'''

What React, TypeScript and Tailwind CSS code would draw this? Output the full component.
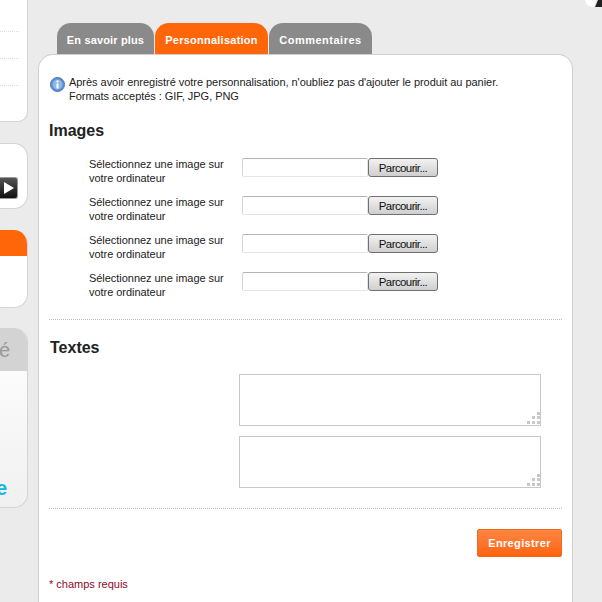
import React from 'react';

const FileRow: React.FC = () => (
  <div className="flex h-[38px] items-start pl-[40px]">
    <p className="w-[153px] text-[11px] leading-[14px] tracking-[-0.04px] text-[#222]">
      Sélectionnez une image sur votre ordinateur
    </p>
    <div className="mt-[1px] h-[19px] w-[126px] rounded-[2px] border border-[#e3e5ea] border-t-[#b4b4b8] border-l-[#d6d6da] bg-white" />
    <button className="mt-[1px] h-[19px] w-[70px] rounded-[3px] border border-[#707070] bg-gradient-to-b from-[#f2f2f2] to-[#cfcfcf] text-[11.5px] leading-[16px] tracking-[-0.6px] text-[#111]">
      Parcourir...
    </button>
  </div>
);

const Grip: React.FC = () => (
  <svg className="absolute right-0 bottom-0" width="14" height="14" viewBox="0 0 14 14" fill="#c8c8c8">
    <rect x="11" y="1" width="3" height="3" />
    <rect x="6" y="5" width="3" height="3" />
    <rect x="11" y="5" width="3" height="3" />
    <rect x="1" y="10" width="3" height="3" />
    <rect x="6" y="10" width="3" height="3" />
    <rect x="11" y="10" width="3" height="3" />
  </svg>
);

const TextArea: React.FC = () => (
  <div className="relative ml-[190px] h-[52px] w-[302px] border border-[#c8c8c8] bg-white">
    <Grip />
  </div>
);

const Sidebar: React.FC = () => (
  <aside className="flex w-[28px] shrink-0 flex-col">
    <div className="mt-[-10px] flex h-[132px] flex-col rounded-br-[10px] border-r border-b border-[#d4d4d4] bg-white pt-[41px]">
      <div className="h-[27px] w-[19px] border-t border-dotted border-[#dcdcdc]" />
      <div className="h-[27px] w-[19px] border-t border-dotted border-[#dcdcdc]" />
      <div className="w-[19px] border-t border-dotted border-[#dcdcdc]" />
    </div>
    <div className="mt-[21px] h-[66px] rounded-r-[14px] border-y border-r border-[#d4d4d4] bg-white pt-[33px]">
      <div className="flex h-[22px] w-[18px] items-center justify-end rounded-r-[3px] border border-l-0 border-[#999] bg-gradient-to-b from-[#555] to-[#111] pr-[3px]">
        <svg width="10" height="12" viewBox="0 0 10 12" fill="#fff">
          <path d="M0 0l10 6-10 6z" />
        </svg>
      </div>
    </div>
    <div className="mt-[21px] h-[78px] overflow-hidden rounded-r-[14px] border-r border-b border-[#d4d4d4] bg-white">
      <div className="h-[26px] bg-[#ff660a]" />
    </div>
    <div className="mt-[20px] h-[180px] overflow-hidden rounded-r-[14px] border-r border-b border-[#d4d4d4] bg-gradient-to-b from-white to-[#f0f0f0]">
      <div className="flex h-[43px] items-center justify-end bg-[#d3d3d3] pr-[17px]">
        <span className="text-[20px] leading-none whitespace-nowrap text-[#999]">sé</span>
      </div>
      <div className="mt-[105px] ml-[-4px] text-[20px] leading-[24px] font-bold text-[#14b8dc]">e</div>
    </div>
  </aside>
);

export default function App(): React.ReactElement {
  return (
    <div className="relative flex h-[602px] w-[602px] overflow-hidden bg-[#ebebeb] font-['Liberation_Sans',Arial,sans-serif]">
      <Sidebar />
      <main className="ml-[10px] w-[535px] shrink-0 pt-[23px]">
        <div className="flex gap-[1px] pl-[19px]">
          <div className="flex h-[31px] w-[97px] items-center justify-center rounded-t-[14px] bg-[#8a8a8a] pt-[4px] text-[11px] font-bold tracking-[0.15px] text-white">
            En savoir plus
          </div>
          <div className="flex h-[31px] w-[113px] items-center justify-center rounded-t-[14px] bg-[#ff660a] pt-[4px] text-[11px] font-bold tracking-[0.25px] text-white">
            Personnalisation
          </div>
          <div className="flex h-[31px] w-[103px] items-center justify-center rounded-t-[14px] bg-[#8a8a8a] pt-[4px] text-[11px] font-bold tracking-[0.5px] text-white">
            Commentaires
          </div>
        </div>
        <div className="h-[560px] rounded-t-[15px] border-t border-r border-l border-[#cfcfcf] bg-white pt-[20px] pr-[10px] pl-[10px]">
          <div className="flex items-start pl-[1px]">
            <svg className="mt-[2px] shrink-0" width="15" height="15" viewBox="0 0 15 15">
              <circle cx="7.5" cy="7.5" r="7" fill="#5b8fd0" stroke="#4a76b0" />
              <circle cx="7.5" cy="7.5" r="5" fill="#8fb6e4" />
              <rect x="6.5" y="6.5" width="2" height="5" fill="#fff" />
              <rect x="6.5" y="3.5" width="2" height="2" fill="#fff" />
            </svg>
            <p className="ml-[4px] text-[11px] leading-[14px] tracking-[-0.04px] text-[#222]">
              Après avoir enregistré votre personnalisation, n'oubliez pas d'ajouter le produit au panier.
              <br />
              Formats acceptés : GIF, JPG, PNG
            </p>
          </div>
          <h3 className="mt-[18px] text-[16px] leading-[20px] font-bold text-[#222]">Images</h3>
          <div className="mt-[16px]">
            <FileRow />
            <FileRow />
            <FileRow />
            <FileRow />
          </div>
          <div className="mt-[10px] border-t border-dotted border-[#bbb]" />
          <h3 className="mt-[18px] ml-[1px] text-[16px] leading-[20px] font-bold text-[#222]">Textes</h3>
          <div className="mt-[16px] flex flex-col gap-[10px]">
            <TextArea />
            <TextArea />
          </div>
          <div className="mt-[20px] border-t border-dotted border-[#bbb]" />
          <div className="mt-[20px] flex justify-end">
            <button className="h-[28px] w-[85px] rounded-[2px] border border-[#f06a1c] bg-gradient-to-b from-[#ff8640] to-[#ff6208] text-[11px] font-bold tracking-[0.35px] text-white">
              Enregistrer
            </button>
          </div>
          <p className="mt-[20px] text-[11px] leading-[14px] text-[#8c0a2a]">* champs requis</p>
        </div>
      </main>
      <svg className="absolute top-0 right-0" width="18" height="8" viewBox="0 0 18 8">
        <path d="M1 0c1 5 4 7 9 7l2-7z" fill="#fff" />
        <path d="M11 7l3-7h4v7z" fill="#222" />
      </svg>
    </div>
  );
}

'''

### Task prompt
Without the images, write out each line of the data verbatim.

### Answer
What React, TypeScript and Tailwind CSS code would draw this? Output the full component.
import React from 'react';

const FileRow: React.FC = () => (
  <div className="flex h-[38px] items-start pl-[40px]">
    <p className="w-[153px] text-[11px] leading-[14px] tracking-[-0.04px] text-[#222]">
      Sélectionnez une image sur votre ordinateur
    </p>
    <div className="mt-[1px] h-[19px] w-[126px] rounded-[2px] border border-[#e3e5ea] border-t-[#b4b4b8] border-l-[#d6d6da] bg-white" />
    <button className="mt-[1px] h-[19px] w-[70px] rounded-[3px] border border-[#707070] bg-gradient-to-b from-[#f2f2f2] to-[#cfcfcf] text-[11.5px] leading-[16px] tracking-[-0.6px] text-[#111]">
      Parcourir...
    </button>
  </div>
);

const Grip: React.FC = () => (
  <svg className="absolute right-0 bottom-0" width="14" height="14" viewBox="0 0 14 14" fill="#c8c8c8">
    <rect x="11" y="1" width="3" height="3" />
    <rect x="6" y="5" width="3" height="3" />
    <rect x="11" y="5" width="3" height="3" />
    <rect x="1" y="10" width="3" height="3" />
    <rect x="6" y="10" width="3" height="3" />
    <rect x="11" y="10" width="3" height="3" />
  </svg>
);

const TextArea: React.FC = () => (
  <div className="relative ml-[190px] h-[52px] w-[302px] border border-[#c8c8c8] bg-white">
    <Grip />
  </div>
);

const Sidebar: React.FC = () => (
  <aside className="flex w-[28px] shrink-0 flex-col">
    <div className="mt-[-10px] flex h-[132px] flex-col rounded-br-[10px] border-r border-b border-[#d4d4d4] bg-white pt-[41px]">
      <div className="h-[27px] w-[19px] border-t border-dotted border-[#dcdcdc]" />
      <div className="h-[27px] w-[19px] border-t border-dotted border-[#dcdcdc]" />
      <div className="w-[19px] border-t border-dotted border-[#dcdcdc]" />
    </div>
    <div className="mt-[21px] h-[66px] rounded-r-[14px] border-y border-r border-[#d4d4d4] bg-white pt-[33px]">
      <div className="flex h-[22px] w-[18px] items-center justify-end rounded-r-[3px] border border-l-0 border-[#999] bg-gradient-to-b from-[#555] to-[#111] pr-[3px]">
        <svg width="10" height="12" viewBox="0 0 10 12" fill="#fff">
          <path d="M0 0l10 6-10 6z" />
        </svg>
      </div>
    </div>
    <div className="mt-[21px] h-[78px] overflow-hidden rounded-r-[14px] border-r border-b border-[#d4d4d4] bg-white">
      <div className="h-[26px] bg-[#ff660a]" />
    </div>
    <div className="mt-[20px] h-[180px] overflow-hidden rounded-r-[14px] border-r border-b border-[#d4d4d4] bg-gradient-to-b from-white to-[#f0f0f0]">
      <div className="flex h-[43px] items-center justify-end bg-[#d3d3d3] pr-[17px]">
        <span className="text-[20px] leading-none whitespace-nowrap text-[#999]">sé</span>
      </div>
      <div className="mt-[105px] ml-[-4px] text-[20px] leading-[24px] font-bold text-[#14b8dc]">e</div>
    </div>
  </aside>
);

export default function App(): React.ReactElement {
  return (
    <div className="relative flex h-[602px] w-[602px] overflow-hidden bg-[#ebebeb] font-['Liberation_Sans',Arial,sans-serif]">
      <Sidebar />
      <main className="ml-[10px] w-[535px] shrink-0 pt-[23px]">
        <div className="flex gap-[1px] pl-[19px]">
          <div className="flex h-[31px] w-[97px] items-center justify-center rounded-t-[14px] bg-[#8a8a8a] pt-[4px] text-[11px] font-bold tracking-[0.15px] text-white">
            En savoir plus
          </div>
          <div className="flex h-[31px] w-[113px] items-center justify-center rounded-t-[14px] bg-[#ff660a] pt-[4px] text-[11px] font-bold tracking-[0.25px] text-white">
            Personnalisation
          </div>
          <div className="flex h-[31px] w-[103px] items-center justify-center rounded-t-[14px] bg-[#8a8a8a] pt-[4px] text-[11px] font-bold tracking-[0.5px] text-white">
            Commentaires
          </div>
        </div>
        <div className="h-[560px] rounded-t-[15px] border-t border-r border-l border-[#cfcfcf] bg-white pt-[20px] pr-[10px] pl-[10px]">
          <div className="flex items-start pl-[1px]">
            <svg className="mt-[2px] shrink-0" width="15" height="15" viewBox="0 0 15 15">
              <circle cx="7.5" cy="7.5" r="7" fill="#5b8fd0" stroke="#4a76b0" />
              <circle cx="7.5" cy="7.5" r="5" fill="#8fb6e4" />
              <rect x="6.5" y="6.5" width="2" height="5" fill="#fff" />
              <rect x="6.5" y="3.5" width="2" height="2" fill="#fff" />
            </svg>
            <p className="ml-[4px] text-[11px] leading-[14px] tracking-[-0.04px] text-[#222]">
              Après avoir enregistré votre personnalisation, n'oubliez pas d'ajouter le produit au panier.
              <br />
              Formats acceptés : GIF, JPG, PNG
            </p>
          </div>
          <h3 className="mt-[18px] text-[16px] leading-[20px] font-bold text-[#222]">Images</h3>
          <div className="mt-[16px]">
            <FileRow />
            <FileRow />
            <FileRow />
            <FileRow />
          </div>
          <div className="mt-[10px] border-t border-dotted border-[#bbb]" />
          <h3 className="mt-[18px] ml-[1px] text-[16px] leading-[20px] font-bold text-[#222]">Textes</h3>
          <div className="mt-[16px] flex flex-col gap-[10px]">
            <TextArea />
            <TextArea />
          </div>
          <div className="mt-[20px] border-t border-dotted border-[#bbb]" />
          <div className="mt-[20px] flex justify-end">
            <button className="h-[28px] w-[85px] rounded-[2px] border border-[#f06a1c] bg-gradient-to-b from-[#ff8640] to-[#ff6208] text-[11px] font-bold tracking-[0.35px] text-white">
              Enregistrer
            </button>
          </div>
          <p className="mt-[20px] text-[11px] leading-[14px] text-[#8c0a2a]">* champs requis</p>
        </div>
      </main>
      <svg className="absolute top-0 right-0" width="18" height="8" viewBox="0 0 18 8">
        <path d="M1 0c1 5 4 7 9 7l2-7z" fill="#fff" />
        <path d="M11 7l3-7h4v7z" fill="#222" />
      </svg>
    </div>
  );
}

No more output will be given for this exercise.